This 46-year-old, twice-captured Afghan War veteran, never a party functionary, is now routinely described in the Western media--along with anyone else who dares buck Yeltsin--as a member of the communist old guard. Orwellian? How easy it is to forget that it was Yeltsin, 62, who spent most of his adult life as a communist boss giving orders to people like Rutskoi. Yeltsin remains a Bolshevik pure and simple, believing that the end justifies the means. He invokes the spirit of democratic centralism while destroying all who dare depart from the obviously correct path. Yeltsin has surrounded himself with politically non-threatening technocrats; he has tolerated not a single individual who could possibly succeed him as a leader with public support.

By mindlessly supporting every twist and turn in Yeltsin’s rise to czar, the United States has mocked democracy. This country, Clinton should be reminded, was built on the notion that autocratic rule is neither just nor stable.

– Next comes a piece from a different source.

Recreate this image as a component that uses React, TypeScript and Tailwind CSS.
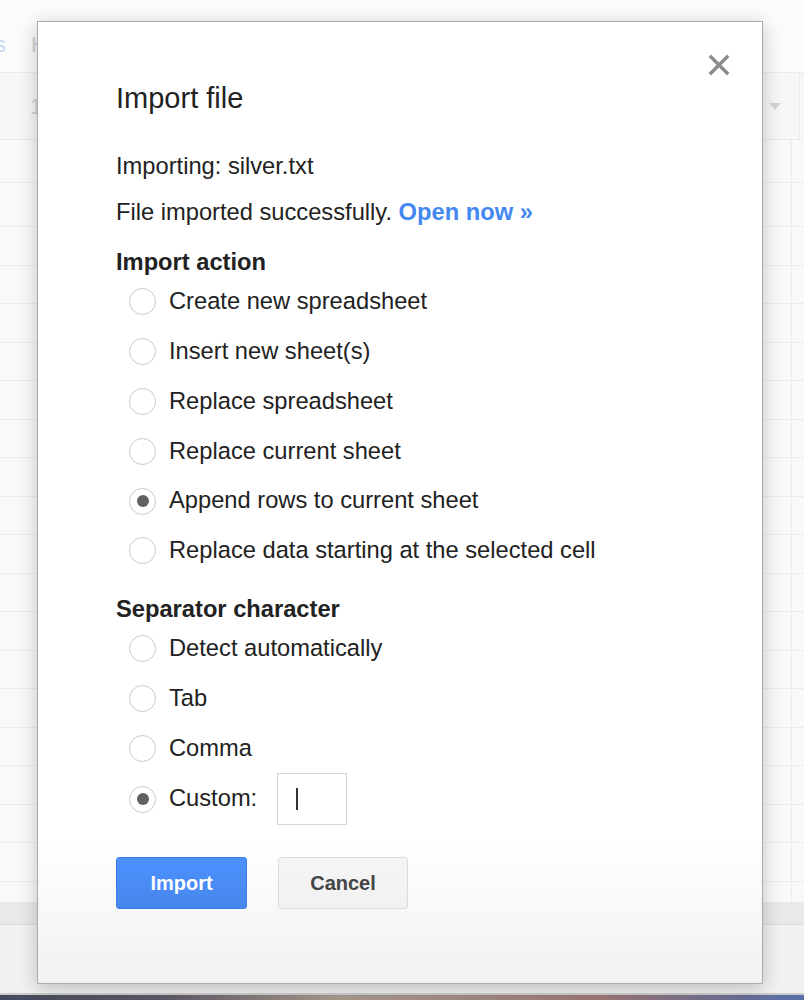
import React from "react";

const Radio = ({ checked }: { checked?: boolean }) => (
  <span className="w-[27px] h-[27px] rounded-full border-[1.5px] border-[#c9c9c9] bg-white flex items-center justify-center shrink-0">
    {checked && <span className="w-[12px] h-[12px] rounded-full bg-[#616161]" />}
  </span>
);

const RadioRow = ({
  label,
  checked,
  children,
  tall,
}: {
  label: string;
  checked?: boolean;
  children?: React.ReactNode;
  tall?: boolean;
}) => (
  <div className={(tall ? "h-[52px]" : "h-[49.8px]") + " flex items-center pl-[13px]"}>
    <Radio checked={checked} />
    <span className="ml-[13px] whitespace-nowrap">{label}</span>
    {children}
  </div>
);

const rows = Array.from({ length: 17 }, (_, i) => i);

export default function App() {
  return (
    <div className="relative w-[804px] h-[1000px] overflow-hidden bg-[#f9f9f9] font-['Liberation_Sans',Arial,sans-serif]">
      {/* background spreadsheet */}
      <div className="flex flex-col w-full h-full">
        <div className="h-[73px] bg-[#fbfbfb] border-b border-[#ececec] flex items-start pt-[33px] text-[22px] leading-[24px]">
          <span className="ml-[-5px] text-[#c7d8f4]">s</span>
          <span className="ml-[25px] text-[#d4d4d4]">He</span>
        </div>
        <div className="h-[67px] bg-[#f7f7f7] border-b border-[#ebebeb] flex items-center">
          <span className="ml-[30px] text-[22px] text-[#d2d2d2]">1</span>
          <span className="ml-auto mr-[18px] w-0 h-0 border-l-[6px] border-r-[6px] border-t-[7px] border-l-transparent border-r-transparent border-t-[#d6d6d6]" />
          <span className="w-px h-full bg-[#ebebeb] mr-[4px]" />
        </div>
        <div className="h-[43px] border-b border-[#ececec] flex">
          <div className="w-[792px] h-full border-r border-[#ececec]" />
        </div>
        <div className="h-[44px] border-b border-[#ececec] flex">
          <div className="w-[792px] h-full border-r border-[#ececec]" />
        </div>
        {rows.map((r) => (
          <div key={r} className="h-[38.5px] border-b border-[#ececec] flex">
            <div className="w-[792px] h-full border-r border-[#ececec]" />
          </div>
        ))}
        <div className="h-[20px] flex">
          <div className="w-[792px] h-full border-r border-[#ececec]" />
        </div>
        <div className="h-[23px] bg-[#e9e9e9] border-b border-[#dedede]" />
        <div className="flex-1 bg-[#f1f1f1]" />
        <div className="h-[2px] bg-[#cdcdcd]" />
        <div className="h-[5px] bg-[linear-gradient(to_right,#454a5d_0%,#5d5867_20%,#a99a8c_42%,#a28d85_55%,#9c7676_75%,#6f6f92_90%,#5670aa_100%)]" />
      </div>

      {/* dialog */}
      <div className="absolute left-[37px] top-[21px] w-[726px] h-[963px] border border-[#acacac] bg-linear-to-b from-white from-85% to-[#f1f1f1] shadow-[0_4px_18px_rgba(0,0,0,0.22)] pl-[78px] pt-[58px] text-[#222] text-[23.7px]">
        <button className="absolute right-[31px] top-[31px] w-[24px] h-[24px] flex items-center justify-center">
          <svg width="22" height="22" viewBox="0 0 22 22">
            <path d="M3 3 L19 19 M19 3 L3 19" stroke="#8c8c8c" strokeWidth="3.4" strokeLinecap="square" />
          </svg>
        </button>

        <div className="text-[29px] leading-[36px] text-[#222]">Import file</div>

        <div className="mt-[27px] leading-[46px]">Importing: silver.txt</div>
        <div className="leading-[46px]">
          File imported successfully.{" "}
          <span className="font-bold text-[#4387f0]">Open now »</span>
        </div>

        <div className="mt-[14px] h-[28px] flex items-center font-bold">Import action</div>
        <RadioRow label="Create new spreadsheet" />
        <RadioRow label="Insert new sheet(s)" />
        <RadioRow label="Replace spreadsheet" />
        <RadioRow label="Replace current sheet" />
        <RadioRow label="Append rows to current sheet" checked />
        <RadioRow label="Replace data starting at the selected cell" />

        <div className="mt-[19px] h-[29px] flex items-center font-bold">Separator character</div>
        <RadioRow label="Detect automatically" />
        <RadioRow label="Tab" />
        <RadioRow label="Comma" />
        <RadioRow label="Custom:" checked tall>
          <div className="ml-[20px] w-[70px] h-[52px] border border-[#d6d6d6] bg-white flex items-center pl-[18px]">
            <span className="w-[2px] h-[22px] bg-[#333]" />
          </div>
        </RadioRow>

        <div className="mt-[32px] flex gap-[31px]">
          <button className="w-[131px] h-[52px] rounded-[3px] border border-[#3b7eea] bg-linear-to-b from-[#4d90fe] to-[#4787ed] text-white font-bold text-[20px]">
            Import
          </button>
          <button className="w-[130px] h-[52px] rounded-[3px] border border-[#dcdcdc] bg-linear-to-b from-[#f5f5f5] to-[#f1f1f1] text-[#444] font-bold text-[20px]">
            Cancel
          </button>
        </div>
      </div>
    </div>
  );
}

Yeltsin is already proving to be neither because power does corrupt. The checks and balances of parliaments and courts may slow things down, but in the long run they are far more efficient. Yeltsin once held total power in an important province of the old Soviet Union and it was hardly a model of effective economy or freedom.

By holding up the primitive ideology of laissez - faire economics as the touchstone of a free society, we are sending exactly the wrong message to the world: a message betraying our complex struggle for freedom, which was fueled by labor struggles and social-justice movements, not simply the free market. Our system succeeds not because government was eliminated but because ordinary citizens got to use government to redress their grievances--including those arising in the marketplace, ranging from the exploitation of child labor to the rape of the environment.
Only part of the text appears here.